● Given exercise:
Copy the lines below as they are; omit the images they contain.

● Raw records:

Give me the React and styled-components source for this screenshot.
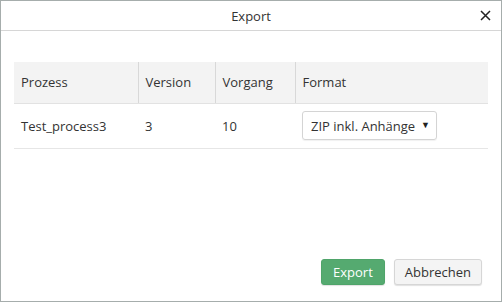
import React from "react";
import styled, { createGlobalStyle } from "styled-components";

const Global = createGlobalStyle`
  html, body { margin: 0; padding: 0; background: #fff; }
  body { font-family: "Open Sans", "Liberation Sans", sans-serif; font-size: 13px; color: #333; }
  * { box-sizing: border-box; }
`;

const Dialog = styled.div`
  width: 502px;
  height: 302px;
  border: 1px solid #a6adac;
  display: flex;
  flex-direction: column;
  background: #fff;
`;

const Header = styled.div`
  height: 30px;
  border-bottom: 1px solid #d6d6d6;
  display: flex;
  align-items: center;
  justify-content: center;
  position: relative;
  font-size: 13px;
  color: #333;
`;

const Close = styled.button`
  position: absolute;
  right: 9px;
  top: 7px;
  width: 14px;
  height: 14px;
  padding: 0;
  border: 0;
  background: none;
  display: flex;
  align-items: center;
  justify-content: center;
`;

const Body = styled.div`
  flex: 1;
  padding: 31px 13px 0 13px;
`;

const Table = styled.table`
  width: 474px;
  border-collapse: collapse;
`;

const Th = styled.th`
  background: #f3f3f3;
  height: 41px;
  text-align: left;
  font-weight: 400;
  padding: 0 7px;
  border-left: ${p => (p.first ? "none" : "1px solid #d8d8d8")};
  border-bottom: 1px solid #e2e2e2;
  width: ${p => p.w}px;
`;

const Td = styled.td`
  height: 45px;
  padding: 0 7px;
  border-bottom: 1px solid #e6e6e6;
  vertical-align: middle;
`;

const Select = styled.div`
  width: 135px;
  height: 29px;
  border: 1px solid #d4d4d4;
  border-radius: 3px;
  display: flex;
  align-items: center;
  justify-content: space-between;
  padding: 0 6px 0 8px;
  box-shadow: 0 1px 1px rgba(0,0,0,0.06);
`;

const Arrow = styled.span`
  font-size: 9px;
  color: #222;
  margin-top: -3px;
`;

const Footer = styled.div`
  display: flex;
  justify-content: flex-end;
  align-items: flex-end;
  gap: 9px;
  padding: 0 19px 16px 0;
`;

const Button = styled.button`
  font-family: "Open Sans", "Liberation Sans", sans-serif;
  font-size: 13px;
  height: 26px;
  padding: 0 ${p => (p.primary ? 11 : 10)}px;
  border-radius: 3px;
  border: 1px solid ${p => (p.primary ? "#4fa46a" : "#d6d6d6")};
  background: ${p => (p.primary ? "#55aa70" : "#f4f4f4")};
  color: ${p => (p.primary ? "#fff" : "#333")};
  box-shadow: 0 1px 1px rgba(0,0,0,0.12);
`;

export default function App() {
  return (
    <>
      <Global />
      <Dialog>
        <Header>
          Export
          <Close aria-label="close">
            <svg width="11" height="11" viewBox="0 0 11 11">
              <path d="M1 1L10 10M10 1L1 10" stroke="#222" strokeWidth="1.5" />
            </svg>
          </Close>
        </Header>
        <Body>
          <Table>
            <thead>
              <tr>
                <Th first w={124}>Prozess</Th>
                <Th w={77}>Version</Th>
                <Th w={80}>Vorgang</Th>
                <Th>Format</Th>
              </tr>
            </thead>
            <tbody>
              <tr>
                <Td>Test_process3</Td>
                <Td>3</Td>
                <Td>10</Td>
                <Td>
                  <Select>
                    <span>ZIP inkl. Anhänge</span>
                    <Arrow>▼</Arrow>
                  </Select>
                </Td>
              </tr>
            </tbody>
          </Table>
        </Body>
        <Footer>
          <Button primary>Export</Button>
          <Button>Abbrechen</Button>
        </Footer>
      </Dialog>
    </>
  );
}
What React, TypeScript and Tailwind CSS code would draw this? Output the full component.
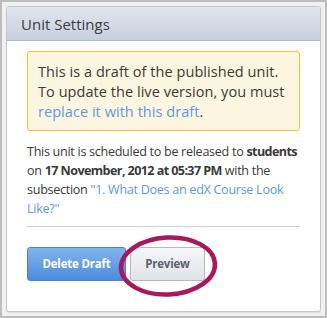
const App = () => {
  return (
    <div className="w-[327px] h-[318px] border-2 border-[#bdbdbd] bg-[#f1f1f1] px-[4px] pt-[4px] pb-[4px] font-['Open_Sans',sans-serif]">
      <div className="relative h-full border border-[#c3c6cc] rounded-[3px] bg-white shadow-[0_1px_1px_rgba(0,0,0,0.08)] overflow-hidden">
        <div className="h-[34px] flex items-center px-[14px] bg-gradient-to-b from-[#e2e6ee] to-[#c6d0de] border-b border-[#b3bbc8]">
          <h2 className="text-[15px] text-[#3d3d3d] leading-none pt-[2px]">Unit Settings</h2>
        </div>
        <div className="px-[20px] pt-[10px]">
          <div className="border border-[#f2c230] bg-[#fcf6e0] rounded-[3px] px-[10px] pt-[10px] pb-[8px] text-[14.5px] leading-[20px] text-[#3a3a3a] tracking-[0.05px]">
            This is a draft of the published unit. To update the live version, you must{" "}
            <a className="text-[#5c9ae6]">replace it with this draft</a>.
          </div>
          <p className="mt-[11px] text-[12.6px] leading-[19px] text-[#3a3a3a] tracking-[-0.3px]">
            This unit is scheduled to be released to <strong className="font-bold tracking-[-0.6px]">students</strong> on{" "}
            <strong className="font-bold tracking-[-0.6px]">17 November, 2012 at 05:37 PM</strong> with the subsection{" "}
            <a className="text-[#5c9ae6]">"1. What Does an edX Course Look Like?"</a>
          </p>
          <div className="mt-[8px] border-t border-[#cfd1d6]" />
          <div className="mt-[20px] flex gap-[4px]">
            <button className="h-[34px] w-[99px] rounded-[3px] border border-[#4a84cf] bg-gradient-to-b from-[#82b3ee] to-[#4c8cdc] text-white text-[11.5px] tracking-[-0.2px] font-bold">
              Delete Draft
            </button>
            <button className="h-[34px] w-[75px] rounded-[3px] border border-[#b4b9c2] bg-gradient-to-b from-[#f5f6f8] to-[#e0e3e8] text-[#5b6170] text-[11.5px] tracking-[-0.2px] font-bold">
              Preview
            </button>
          </div>
        </div>
        <svg className="absolute left-[110px] top-[226px]" width="104" height="66" viewBox="0 0 104 66">
          <ellipse cx="51" cy="33" rx="47" ry="28.5" transform="rotate(-3 51 33)" fill="none" stroke="#a8185c" strokeWidth="4.5" />
        </svg>
      </div>
    </div>
  );
};

export default App;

● Reply:
Give me the React and styled-components source for this screenshot.
import React from "react";
import styled, { createGlobalStyle } from "styled-components";

const Global = createGlobalStyle`
  html, body { margin: 0; padding: 0; background: #fff; }
  body { font-family: "Open Sans", "Liberation Sans", sans-serif; font-size: 13px; color: #333; }
  * { box-sizing: border-box; }
`;

const Dialog = styled.div`
  width: 502px;
  height: 302px;
  border: 1px solid #a6adac;
  display: flex;
  flex-direction: column;
  background: #fff;
`;

const Header = styled.div`
  height: 30px;
  border-bottom: 1px solid #d6d6d6;
  display: flex;
  align-items: center;
  justify-content: center;
  position: relative;
  font-size: 13px;
  color: #333;
`;

const Close = styled.button`
  position: absolute;
  right: 9px;
  top: 7px;
  width: 14px;
  height: 14px;
  padding: 0;
  border: 0;
  background: none;
  display: flex;
  align-items: center;
  justify-content: center;
`;

const Body = styled.div`
  flex: 1;
  padding: 31px 13px 0 13px;
`;

const Table = styled.table`
  width: 474px;
  border-collapse: collapse;
`;

const Th = styled.th`
  background: #f3f3f3;
  height: 41px;
  text-align: left;
  font-weight: 400;
  padding: 0 7px;
  border-left: ${p => (p.first ? "none" : "1px solid #d8d8d8")};
  border-bottom: 1px solid #e2e2e2;
  width: ${p => p.w}px;
`;

const Td = styled.td`
  height: 45px;
  padding: 0 7px;
  border-bottom: 1px solid #e6e6e6;
  vertical-align: middle;
`;

const Select = styled.div`
  width: 135px;
  height: 29px;
  border: 1px solid #d4d4d4;
  border-radius: 3px;
  display: flex;
  align-items: center;
  justify-content: space-between;
  padding: 0 6px 0 8px;
  box-shadow: 0 1px 1px rgba(0,0,0,0.06);
`;

const Arrow = styled.span`
  font-size: 9px;
  color: #222;
  margin-top: -3px;
`;

const Footer = styled.div`
  display: flex;
  justify-content: flex-end;
  align-items: flex-end;
  gap: 9px;
  padding: 0 19px 16px 0;
`;

const Button = styled.button`
  font-family: "Open Sans", "Liberation Sans", sans-serif;
  font-size: 13px;
  height: 26px;
  padding: 0 ${p => (p.primary ? 11 : 10)}px;
  border-radius: 3px;
  border: 1px solid ${p => (p.primary ? "#4fa46a" : "#d6d6d6")};
  background: ${p => (p.primary ? "#55aa70" : "#f4f4f4")};
  color: ${p => (p.primary ? "#fff" : "#333")};
  box-shadow: 0 1px 1px rgba(0,0,0,0.12);
`;

export default function App() {
  return (
    <>
      <Global />
      <Dialog>
        <Header>
          Export
          <Close aria-label="close">
            <svg width="11" height="11" viewBox="0 0 11 11">
              <path d="M1 1L10 10M10 1L1 10" stroke="#222" strokeWidth="1.5" />
            </svg>
          </Close>
        </Header>
        <Body>
          <Table>
            <thead>
              <tr>
                <Th first w={124}>Prozess</Th>
                <Th w={77}>Version</Th>
                <Th w={80}>Vorgang</Th>
                <Th>Format</Th>
              </tr>
            </thead>
            <tbody>
              <tr>
                <Td>Test_process3</Td>
                <Td>3</Td>
                <Td>10</Td>
                <Td>
                  <Select>
                    <span>ZIP inkl. Anhänge</span>
                    <Arrow>▼</Arrow>
                  </Select>
                </Td>
              </tr>
            </tbody>
          </Table>
        </Body>
        <Footer>
          <Button primary>Export</Button>
          <Button>Abbrechen</Button>
        </Footer>
      </Dialog>
    </>
  );
}
What React, TypeScript and Tailwind CSS code would draw this? Output the full component.
const App = () => {
  return (
    <div className="w-[327px] h-[318px] border-2 border-[#bdbdbd] bg-[#f1f1f1] px-[4px] pt-[4px] pb-[4px] font-['Open_Sans',sans-serif]">
      <div className="relative h-full border border-[#c3c6cc] rounded-[3px] bg-white shadow-[0_1px_1px_rgba(0,0,0,0.08)] overflow-hidden">
        <div className="h-[34px] flex items-center px-[14px] bg-gradient-to-b from-[#e2e6ee] to-[#c6d0de] border-b border-[#b3bbc8]">
          <h2 className="text-[15px] text-[#3d3d3d] leading-none pt-[2px]">Unit Settings</h2>
        </div>
        <div className="px-[20px] pt-[10px]">
          <div className="border border-[#f2c230] bg-[#fcf6e0] rounded-[3px] px-[10px] pt-[10px] pb-[8px] text-[14.5px] leading-[20px] text-[#3a3a3a] tracking-[0.05px]">
            This is a draft of the published unit. To update the live version, you must{" "}
            <a className="text-[#5c9ae6]">replace it with this draft</a>.
          </div>
          <p className="mt-[11px] text-[12.6px] leading-[19px] text-[#3a3a3a] tracking-[-0.3px]">
            This unit is scheduled to be released to <strong className="font-bold tracking-[-0.6px]">students</strong> on{" "}
            <strong className="font-bold tracking-[-0.6px]">17 November, 2012 at 05:37 PM</strong> with the subsection{" "}
            <a className="text-[#5c9ae6]">"1. What Does an edX Course Look Like?"</a>
          </p>
          <div className="mt-[8px] border-t border-[#cfd1d6]" />
          <div className="mt-[20px] flex gap-[4px]">
            <button className="h-[34px] w-[99px] rounded-[3px] border border-[#4a84cf] bg-gradient-to-b from-[#82b3ee] to-[#4c8cdc] text-white text-[11.5px] tracking-[-0.2px] font-bold">
              Delete Draft
            </button>
            <button className="h-[34px] w-[75px] rounded-[3px] border border-[#b4b9c2] bg-gradient-to-b from-[#f5f6f8] to-[#e0e3e8] text-[#5b6170] text-[11.5px] tracking-[-0.2px] font-bold">
              Preview
            </button>
          </div>
        </div>
        <svg className="absolute left-[110px] top-[226px]" width="104" height="66" viewBox="0 0 104 66">
          <ellipse cx="51" cy="33" rx="47" ry="28.5" transform="rotate(-3 51 33)" fill="none" stroke="#a8185c" strokeWidth="4.5" />
        </svg>
      </div>
    </div>
  );
};

export default App;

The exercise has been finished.